## EXERCISE TASK
Word for word, copy all the data and drop the pictures.

** start of INFORMATION SUPPLIED **

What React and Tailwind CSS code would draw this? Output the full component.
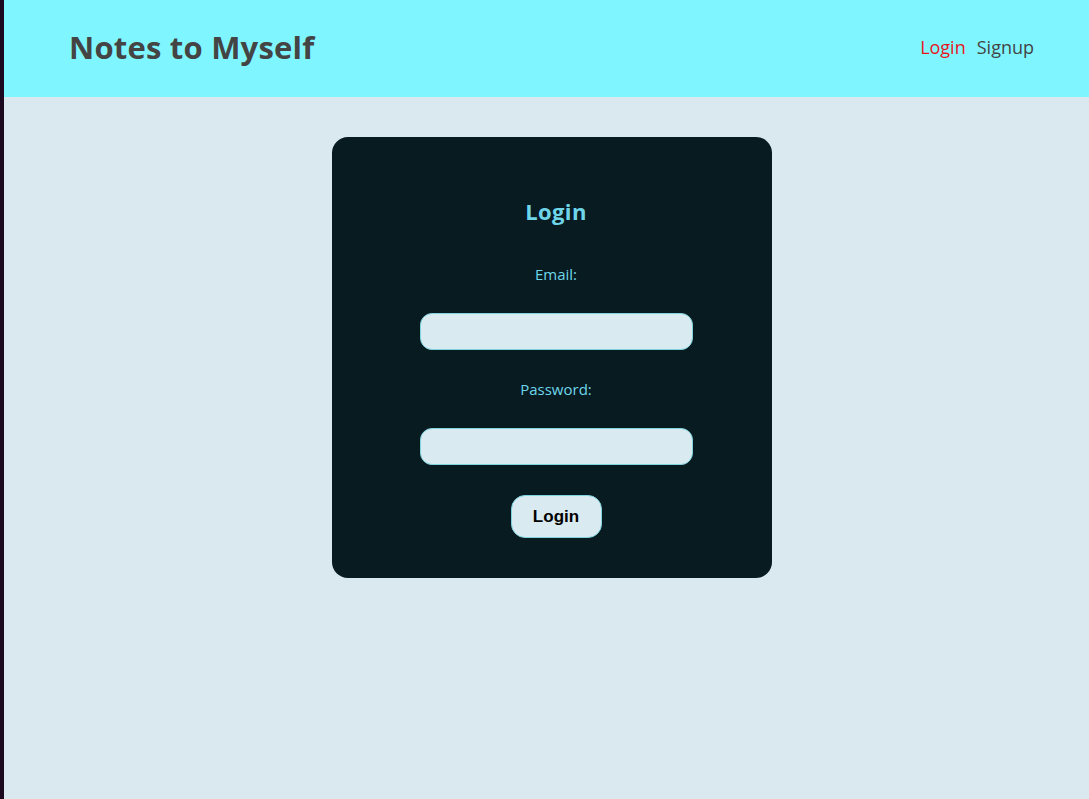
import { useState } from 'react'

const fieldClass =
  'w-[273px] h-[37px] rounded-[12px] border border-[#7fd3df] bg-[#d9eaf0] px-3 outline-none'

export default function App() {
  const [email, setEmail] = useState('')
  const [password, setPassword] = useState('')

  return (
    <div className="flex min-h-[799px] bg-[#dae9f0] font-['Open_Sans',sans-serif]">
      {/* desktop edge left in the screenshot */}
      <div className="w-[4px] shrink-0 bg-[#1b0a1f]" />

      <div className="flex-1 flex flex-col">
        <header className="h-[97px] bg-[#7ff6ff] flex items-center justify-between pl-[65px] pr-[55px] pb-[3px]">
          <h1 className="text-[31px] font-bold text-[#444444] tracking-[0.2px]">Notes to Myself</h1>
          <nav className="flex items-center gap-[11px] text-[18px]">
            <a className="text-[#e8141c] cursor-pointer">Login</a>
            <a className="text-[#444444] cursor-pointer">Signup</a>
          </nav>
        </header>

        <main className="pt-[40px]">
          <div className="ml-[328px] w-[440px] h-[441px] rounded-[16px] bg-[#081b21] pl-[8px] pt-[59px] flex flex-col items-center">
            <h2 className="h-[30px] leading-[30px] text-[22px] font-bold text-[#6fd6ea] tracking-[0.4px]">Login</h2>

            <label className="mt-[36px] h-[24px] leading-[24px] text-[15px] text-[#6fd6ea]">Email:</label>
            <input
              type="email"
              value={email}
              onChange={e => setEmail(e.target.value)}
              className={fieldClass + ' mt-[27px]'}
            />

            <label className="mt-[27px] h-[24px] leading-[24px] text-[15px] text-[#6fd6ea]">Password:</label>
            <input
              type="password"
              value={password}
              onChange={e => setPassword(e.target.value)}
              className={fieldClass + ' mt-[27px]'}
            />

            <button className="mt-[30px] w-[91px] h-[43px] rounded-[14px] border border-[#7fd3df] bg-[#d9eaf0] text-[17px] font-bold text-black font-['Liberation_Sans',Arial,sans-serif]">
              Login
            </button>
          </div>
        </main>
      </div>
    </div>
  )
}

** end of INFORMATION SUPPLIED **

## TASK ANSWER
What React and Tailwind CSS code would draw this? Output the full component.
import { useState } from 'react'

const fieldClass =
  'w-[273px] h-[37px] rounded-[12px] border border-[#7fd3df] bg-[#d9eaf0] px-3 outline-none'

export default function App() {
  const [email, setEmail] = useState('')
  const [password, setPassword] = useState('')

  return (
    <div className="flex min-h-[799px] bg-[#dae9f0] font-['Open_Sans',sans-serif]">
      {/* desktop edge left in the screenshot */}
      <div className="w-[4px] shrink-0 bg-[#1b0a1f]" />

      <div className="flex-1 flex flex-col">
        <header className="h-[97px] bg-[#7ff6ff] flex items-center justify-between pl-[65px] pr-[55px] pb-[3px]">
          <h1 className="text-[31px] font-bold text-[#444444] tracking-[0.2px]">Notes to Myself</h1>
          <nav className="flex items-center gap-[11px] text-[18px]">
            <a className="text-[#e8141c] cursor-pointer">Login</a>
            <a className="text-[#444444] cursor-pointer">Signup</a>
          </nav>
        </header>

        <main className="pt-[40px]">
          <div className="ml-[328px] w-[440px] h-[441px] rounded-[16px] bg-[#081b21] pl-[8px] pt-[59px] flex flex-col items-center">
            <h2 className="h-[30px] leading-[30px] text-[22px] font-bold text-[#6fd6ea] tracking-[0.4px]">Login</h2>

            <label className="mt-[36px] h-[24px] leading-[24px] text-[15px] text-[#6fd6ea]">Email:</label>
            <input
              type="email"
              value={email}
              onChange={e => setEmail(e.target.value)}
              className={fieldClass + ' mt-[27px]'}
            />

            <label className="mt-[27px] h-[24px] leading-[24px] text-[15px] text-[#6fd6ea]">Password:</label>
            <input
              type="password"
              value={password}
              onChange={e => setPassword(e.target.value)}
              className={fieldClass + ' mt-[27px]'}
            />

            <button className="mt-[30px] w-[91px] h-[43px] rounded-[14px] border border-[#7fd3df] bg-[#d9eaf0] text-[17px] font-bold text-black font-['Liberation_Sans',Arial,sans-serif]">
              Login
            </button>
          </div>
        </main>
      </div>
    </div>
  )
}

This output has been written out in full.